Особенно распространено было среди киновитов выделывание рогож, и это не только было хорошим рукоделием для монахов, но и могло усиливать денежные средства киновии, а деньги необходимы были и здесь.
Деньги хранились, по заповеди святого Пахомия, в одном месте, в распоряжении эконома. Этот эконом и удовлетворял все братские нужды.
Но иноки не могли иметь свои деньги. Между монахами было много таких, которые пришли в монастырь еще в детстве со своими родителями. Выросши, они не умели различать золота от серебра и были совершенно равнодушны к деньгам.
Нужды братии были очень скромны.
Нестяжательность была так велика, что всякий имел только одну одежду и одно покрывало из овечьей или козьей кожи.
Разорванную одежду особо назначенный инок должен был чинить, вымывать и потом хранить в складе поношенной одежды. Когда кто-либо из монахов хотел вымыть свое платье, он брал себе одну из этих починенных одежд, а вымыв свое платье, возвращал эту одежду заведовавшему ею иноку.
В киновии было очень много переписчиков. Эти опытные писцы усердно списывали те книги, какие были особенно полезны монахам, по указанию начальника. Трудились они с успехом: монастырские книгохранилища увеличивались, и каждый инок мог найти здесь для себя пищу духовную.
При всяких сношениях с миром иноки должны были соблюдать особенную осторожность.
Во время пути они должны были повторять про себя известные им изречения святого Писания и размышлять о них. В путешествие отправлялись всегда несколько человек вместе, по крайней мере двое. Если на пути встречалась женщина, желавшая говорить с ними, то старший инок приближался к ней и, опустив глаза, с великою скромностью вел недлинный разговор.
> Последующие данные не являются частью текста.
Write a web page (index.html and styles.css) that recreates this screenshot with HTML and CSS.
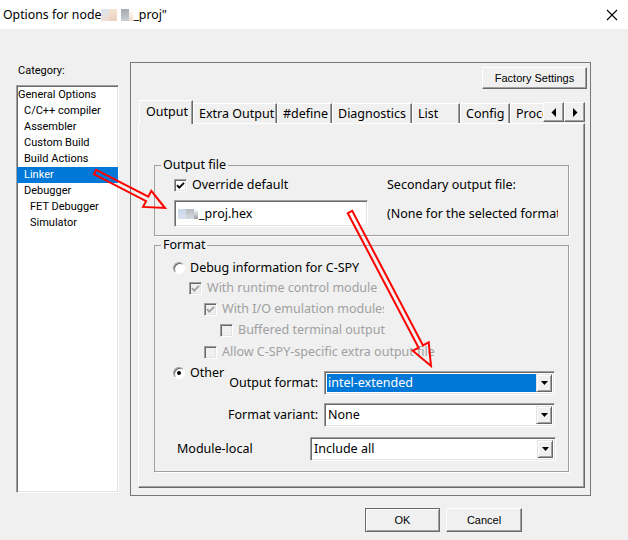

Встречая на пути начальника или воина, каждый инок сходил со своего осла и молился в стороне, уступая дорогу путнику.
В мирских домах иноки обыкновенно не вкушали пищи. В крайнем случае вкушали лишь то, что было разрешено монастырским уставом.
Чтобы мир не оказывал худого влияния на монахов через письменные сношения, письма в монастыре получал начальник, и если он видел, что письмо заключает в себе добрые мысли, то передавал его по назначению.
Никто в монастыре не мог рассказывать того, что он видел или слышал в мире, если это не вело к общему назиданию. Что-нибудь назидательное можно было сообщать лишь с дозволения начальника.
Вообще говорливость не поощрялась среди иноков. Странники принимались в особом помещении.
Никто из братии не мог принимать их у себя в келии. Даже о приходе кого-нибудь из родных никто не мог передавать монахам: о приходе странников говорили кому следует только привратники.
В гостинице странникам оказывали самый радушный прием. Для женщин было отдельное от мужчин помещение.
Даже чужих монахов преподобный Пахомий не помещал вместе со своими иноками, не позволял пускать их даже в общую трапезу, хотя и оказывал им все знаки братской любви и позволял им входить в церковь во время общей молитвы, если только они были православные, а не еретики».